Google is allegedly targeting the offering to a wide breadth of businesses in the U.S. and abroad, including restaurants and possibly even public institutions such as libraries. The service would integrate Hotspot 2.0 technology, so users who log into a Google Wi-Fi hotspot once could from then on log in automatically to any other Google Wi-Fi hotspot as well as networks run by Google partners.
In addition to providing discounted Wi-Fi access equipment, Google will enable businesses to oversee their Wi-Fi networks via the Web using the Google Compute Engine, said The Information.
The Google Access unit, which also oversees Google Fiber deployments, is allegedly developing the service.
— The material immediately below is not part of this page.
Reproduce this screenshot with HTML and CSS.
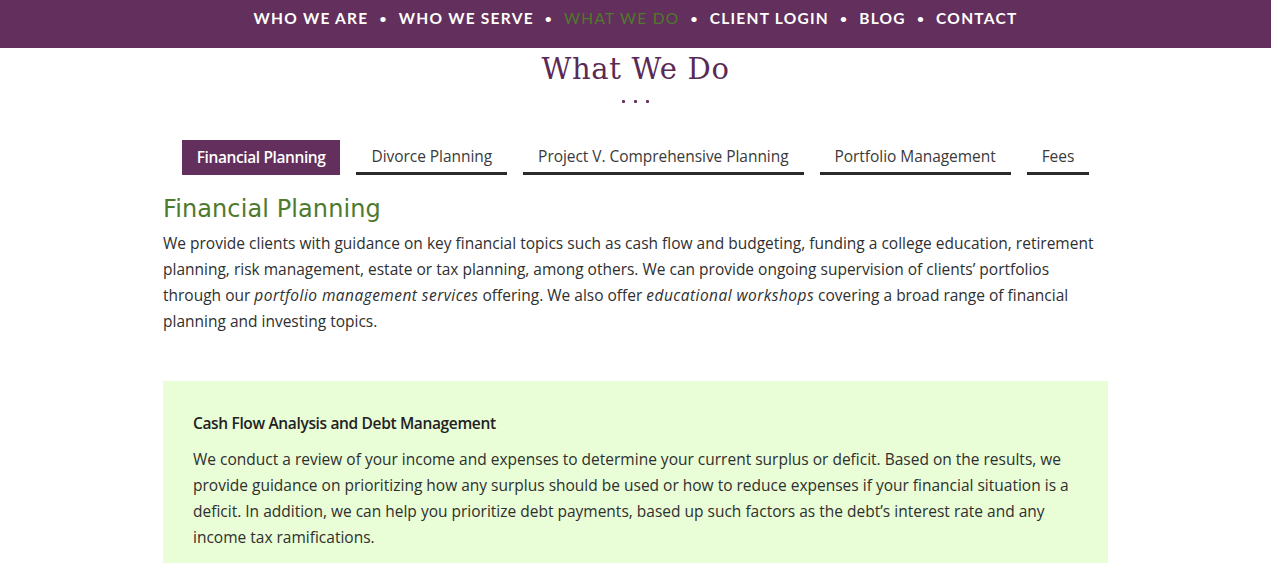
FILE: index.html
```html
<!DOCTYPE html>
<html>
<head>
<meta charset="utf-8">
<link rel="stylesheet" href="styles.css">
</head>
<body>
<header class="topbar">
  <nav class="nav">
    <a class="nav-link">WHO WE ARE</a><span class="sep">•</span>
    <a class="nav-link">WHO WE SERVE</a><span class="sep">•</span>
    <a class="nav-link active">WHAT WE DO</a><span class="sep">•</span>
    <a class="nav-link">CLIENT LOGIN</a><span class="sep">•</span>
    <a class="nav-link">BLOG</a><span class="sep">•</span>
    <a class="nav-link">CONTACT</a>
  </nav>
</header>
<main class="main">
  <h1 class="page-title">What We Do</h1>
  <div class="dots"><span></span><span></span><span></span></div>
  <div class="tabs">
    <a class="tab active">Financial Planning</a>
    <a class="tab">Divorce Planning</a>
    <a class="tab">Project V. Comprehensive Planning</a>
    <a class="tab">Portfolio Management</a>
    <a class="tab">Fees</a>
  </div>
  <section class="content">
    <h2 class="section-title">Financial Planning</h2>
    <p class="text">We provide clients with guidance on key financial topics such as cash flow and budgeting, funding a college education, retirement planning, risk management, estate or tax planning, among others. We can provide ongoing supervision of clients’ portfolios through our <em>portfolio management services</em> offering. We also offer <em>educational workshops</em> covering a broad range of financial planning and investing topics.</p>
    <div class="box">
      <h3 class="box-title">Cash Flow Analysis and Debt Management</h3>
      <p class="text">We conduct a review of your income and expenses to determine your current surplus or deficit. Based on the results, we provide guidance on prioritizing how any surplus should be used or how to reduce expenses if your financial situation is a deficit. In addition, we can help you prioritize debt payments, based up such factors as the debt’s interest rate and any income tax ramifications.</p>
    </div>
  </section>
</main>
</body>
</html>
```
FILE: styles.css
```css
* { box-sizing: border-box; }
html, body { margin: 0; padding: 0; background: #fff; }
body { font-family: "Open Sans", "Noto Sans", sans-serif; color: #333; }

.topbar {
  background: #632f5c;
  height: 48px;
  display: flex;
  justify-content: center;
}
.nav {
  display: flex;
  align-items: center;
  height: 36px;
  font-family: "Lato", "DejaVu Sans", sans-serif;
  font-weight: 700;
  font-size: 15.5px;
  letter-spacing: 1.25px;
  color: #fff;
}
.nav-link { color: #fff; }
.nav-link.active { color: #4e7a2d; font-weight: 400; }
.sep { margin: 0 11px 0 11px; font-size: 12px; }

.main { width: 945px; margin: 0 auto; }

.page-title {
  margin: 0;
  font-family: "DejaVu Serif", serif;
  font-weight: 400;
  font-size: 29px;
  letter-spacing: 0.7px;
  line-height: 40px;
  color: #5a2a55;
  height: 41px;
  display: flex;
  align-items: flex-end;
  justify-content: center;
}
.dots {
  display: flex;
  justify-content: center;
  gap: 9px;
  height: 6px;
  margin-top: 11px;
}
.dots span { width: 3px; height: 3px; background: #632f5c; border-radius: 1px; }

.tabs {
  display: flex;
  justify-content: center;
  gap: 16px;
  margin-top: 34px;
}
.tab {
  display: block;
  height: 35px;
  line-height: 33px;
  padding: 0 15px;
  font-size: 15.5px;
  letter-spacing: -0.05px;
  color: #3a3a3a;
  border-bottom: 3px solid #2b2b2b;
}
.tab.active {
  background: #632f5c;
  color: #fff;
  font-weight: 600;
  border-bottom: none;
  line-height: 35px;
  letter-spacing: -0.4px;
}

.section-title {
  margin: 19px 0 0;
  font-family: "DejaVu Sans", sans-serif;
  font-weight: 400;
  font-size: 24px;
  line-height: 30px;
  letter-spacing: 0.1px;
  color: #4e7a2d;
}
.text {
  margin: 6px 0 0;
  font-size: 15.5px;
  line-height: 26px;
  color: #2f2f2f;
}
.text em { font-style: italic; letter-spacing: 0.45px; }

.box {
  background: #e9fdd6;
  margin-top: 47px;
  padding: 29px 30px 20px;
}
.box-title {
  margin: 0;
  font-size: 15.5px;
  font-weight: 600;
  letter-spacing: -0.35px;
  line-height: 26px;
  color: #222;
}
.box .text { margin-top: 10px; }
```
According to documents unearthed last month by IDG News Service, Google is planning to add Wi-Fi capabilities to its rollout of fiber connections in select cities across the country.
The managed Wi-Fi services Google is reportedly contemplating differs markedly from the Wi-Fi service it provides in many U.S. Starbucks Coffee locations, where Google is the actual provider of Internet service for patrons of company-owned stores.
However, it has been rumored that Google is building Android and Apple (NASDAQ:AAPL) iOS versions of an app that enables automatic authentication and connections to Google hotspots located within Starbucks Stores or anywhere else they might be deployed. That app would likely use Hotspot 2.0 technology and, if true, could provide a selling point to businesses interested in signing up for a Google managed Wi-Fi service, since anyone who uses a Google hotspot in a Starbucks could automatically connect to any other hotspots that Google manages.
Facebook (NASDAQ: FB) has also tried using Wi-Fi hotspots to build its advertising business by convincing Wi-Fi users to give up information regarding their location in exchange for free Wi-Fi service. Last spring, the company began asking Wi-Fi users to "check in"--as they might with foursquare--using their Facebook account at the business location they are visiting. Upon doing so, or after they click a small opt-out link, they were granted wireless Internet access. Facebook Wi-Fi is currently available on Cisco Meraki wireless products, Cisco ISR G2 and ASR 1000 Series routers and Netgear R6300 Smart WiFi router.
The business of managing Wi-Fi hotspots is growing, recently attracting new platform providers including Ruckus Wireless and Cloud4Wi, which have devised products to help managed services providers (MSPs) get in on the action. In addition, Aerohive Networks, which markets managed Wi-Fi service to enterprises, attracted $75 million for its initial public offering in March.